To deal with one terrorist, we cannot take away the right given to the indigent and underprivileged people of this country by this Court thirty-one (31) years ago. (para 473)

We, therefore, have no hesitation in holding that the right to access to legal aid, to consult and to be defended by a legal practitioner, arises when a person arrested in connection with a cognizable offence is first produced before a. Magistrate. We accordingly, hold that it is the duty and obligation of the Magistrate before whom a person accused of committing a cognizable offence is first produced to make him fully aware that it is his right to consult and be defended by a legal practitioner and, in case he has no means to engage a lawyer of his choice, that one would be provided to him from legal aid at the expense of the State. The right flows from Articles 21 and 22(1) of the Constitution and needs to be strictly enforced. We, accordingly, direct all the Magistrates in the country to faithfully discharge the aforesaid duty and obligation and further make it clear that any failure to fully discharge the duty would amount to dereliction in duty and would make the Magistrate concerned liable to departmental proceedings. (para 474)

It needs to be clarified here that the right to consult and be defended by a legal practitioner is not to be construed as sanctioning or permitting the presence of a lawyer during police interrogation. According to our system of law, the role of a lawyer is mainly focused on Court proceedings. The accused would need a lawyer to resist remand to police or judicial custody and for granting of bail; to clearly explain to him the legal consequences in case he intended to make a confessional statement in terms of section 164 Cr. PC; to represent him when the Court examines the charge-sheet submitted by the police and decides upon the future course of proceedings and at the stage of the framing of charges; and beyond that, of course, for the trial. It is thus to be seen that the right to access to a lawyer in this country is not based on the Miranda principles, as protection against self-incrimination, for which there are more than adequate safeguards in Indian laws. The right to access to a lawyer is for very Indian reasons; it flows from the provisions of the Constitution and the statutes, and is only intended to ensure that those provisions are faithfully adhered to in practice. (para 475)
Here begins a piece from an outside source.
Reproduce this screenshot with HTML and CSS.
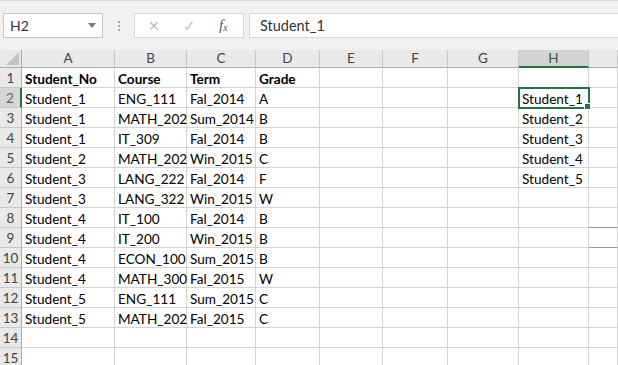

Every accused unrepresented by a lawyer has to be provided a lawyer at the commencement of the trial, engaged to represent him during the entire course of the trial. Even if the accused does not ask for a lawyer or he remains silent, it is the constitutional duty of the Court to provide him with a lawyer before commencing the trial. Unless the accused voluntarily makes an informed decision and tells the Court, in clear and unambiguous words, that he does not want the assistance of any lawyer and would rather defend himself personally, the obligation to provide him with a lawyer at the commencement of the trial is absolute, and failure to do so would vitiate the trial and the resultant conviction and sentence, if any, given to the accused. (para 477).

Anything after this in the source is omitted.